Same thing with the conversation, you could easily break it up so that each time someone is speaking, that's the beginning of a paragraph. Shorter paragraphs means that the story will flow better.

Just some advice on formatting, which you can take or ignore. As I said though, the content is superb :heart:

Only got two nitpicks, one is the wall of text at the beginning, two is the detail thatnightmare moon was trapped forever and broke out after a thousand years. Minor details but that second one always bugs me...

Loving it though, I'll add it.

I'm liking this. We see a lot more of the details of Celestia's worries. Also, Luna is a good younger sister here.

One odd thing. I noticed you mentioned that Luna had a foal. I wonder who he was. (or maybe I misread that part)

Yeah, I mentioned it, but I don't think I ever really explained that in greater detail.

oh YEAH no dislikes!

NOW we are talkin'

Trans mare Celestia? Woah~! I thought I'd never see that. Just recently I was thinking about that headcanon.

That was nice. Short, sweet, and intense. Not to mention actually relevant these days. :twilightsmile:

I do have to echo Krass, however: The wall of text at the start of Chapter Two was unpleasant. :twilightoops:

I wonder if Twilight would understand in a hypothetical third chapter? She's a very educated mare, but on the other hoof, her real-world experience is very limited...

I've been waiting eagerly for this update. I'd thumb it up again if I could! :twilightsmile:

Hey! You're not dead! Great chapter. I really loved how you characterized Twilight here. But just a head's up: Diary is not spelled Dairy.

Nope, clearly I meant that it was an excerpt from her milk-based products =Þ

Thanks for the catch though, Typo fixed.

The suspense, the tension of the moment it is all captured brilliantly, bravo I say! :pinkiehappy:

You really had me on the tips of my hooves there. I really thought that Twilight was not going to say something very good at all and that poor Celly would have heart torn apart as her surrogate daughter drove a knife into it.

As for what you said in the author notes, I hear you on that. I mean, I have my half edited fic sitting around still. Really need to finish it.

I love this story...

This is an interesting concept, and one I don't think I've ever seen before.

A fitting conclusion to this story. Thank you.

And the final chapter closes, just like Celestia closed the first chapter of her life. I did not expect that you were going to play this chapter this way, but I like that you did. I do now wonder if she will tell Twilight or if Twilight will figure it out on her own.

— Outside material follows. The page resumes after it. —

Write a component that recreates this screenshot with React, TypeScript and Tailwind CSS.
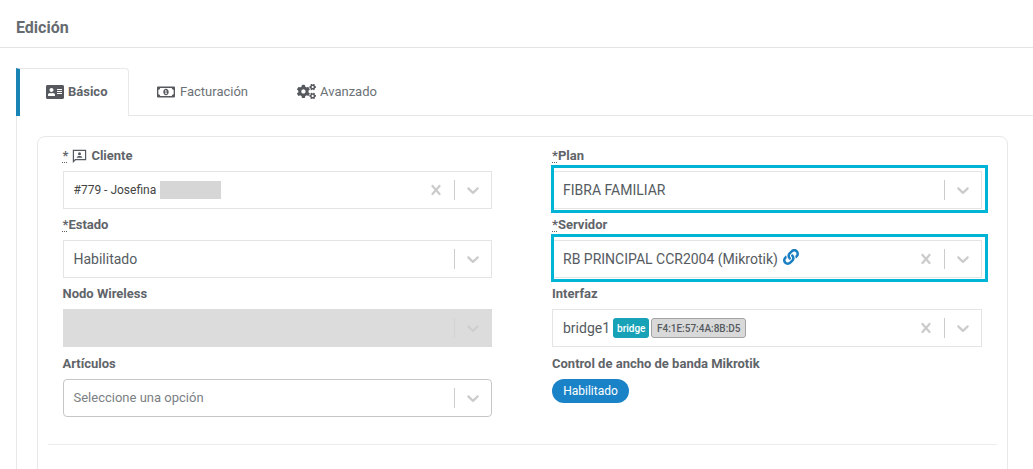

If you mean that you hadn't seen a transpony story before, then you are in luck, because there are actually a few out there. I keep a list of them on my userprofile page. Now, if you meant you had never seen a trans Celestia story or one that played it like this, unfortunately, there do not seem to be any others out there that I know of.

Excerpt from Celestia’s Dairy, Vol 200

A small smile crawled across my face as I put my quill down, closing the 200th volume of my Dairy.

I enjoyed the ideas you presented in this story, but I do have to say that your consistent misspelling of "diary" as "dairy" made it a struggle to take the story seriously.

I would like to clarify for the record that Celestia does not, in fact, write her personal thoughts in a milking business, but in a book designed to chronicle events. :facehoof:


Blah... I hate my spelling ability at times :facehoof: Sorry about that. I have Dyslexia and more consistently perform better with number than with letters. As such I tend to have a habit of seeing a word misspelled and not getting that it's misspelled. Especially when the word its self is a properly spelled word, but is just the wrong word to use in the situation. Thank you for notifying me of this, I edited it and /hopefully/ one would be able to take it a bit more seriously.


I've noticed that I'm a very thematic writer, and that I like writing things like this. If you want take a look at each chapter title, then the characters that appear in each of those chapters. It's not very subtle in all honesty. Also, I'm already working on a 'sequel' of sorts, continuing things in this particular vein and train of thought. And whether she will tell Twilight or if Twi will have to figure it out on her own... well, perhaps I'll get around to that, perhaps not :twilightsmile:

Nice story, thanks for sharing. :twilightsmile:

The idea that Discord would not use Celestia's past as a means to get at her and always refers to her as a her is actually quite brilliant. He often transforms the area around him, other ponies and Himself due to his abilities as a personification of Chaos. Who is someone like that to say Celestia can't be who she wants to be?

Okay, I finally got the time to read this. Glad to see that PC was able to help you when I went out of town. I like the ending, it seems fitting with everything else.

I assume that is a reference to Bluebloods distant ancestor, as he is supposed to be Celestia's nephew.

I only just noticed but there is an inconsistency with the number of volumes of Celestia's Dairy Diary:

Chapter 1: ‘You have quite the collection here, but only three-hundred forty eight volumes?

Chapter 4: Today I am complete… and it seems so fitting that I am ending my two-hundredth diary volume with this glorious note.

I'm going to word-of-god this away as Discord reading some volumes of Celestia that aren't her personal diary as part of her Dairy, combining them all together as a way to make her feel old.

When I started this story I thought it was going a completely different direction.

Did it go in a good direction or a bad direction?

4736045 Good. I thought it was going to be one of those stories where Celestia is Twilight's mom. That would have been fine too long, but this was very interesting. I've never seen a story like this on the site.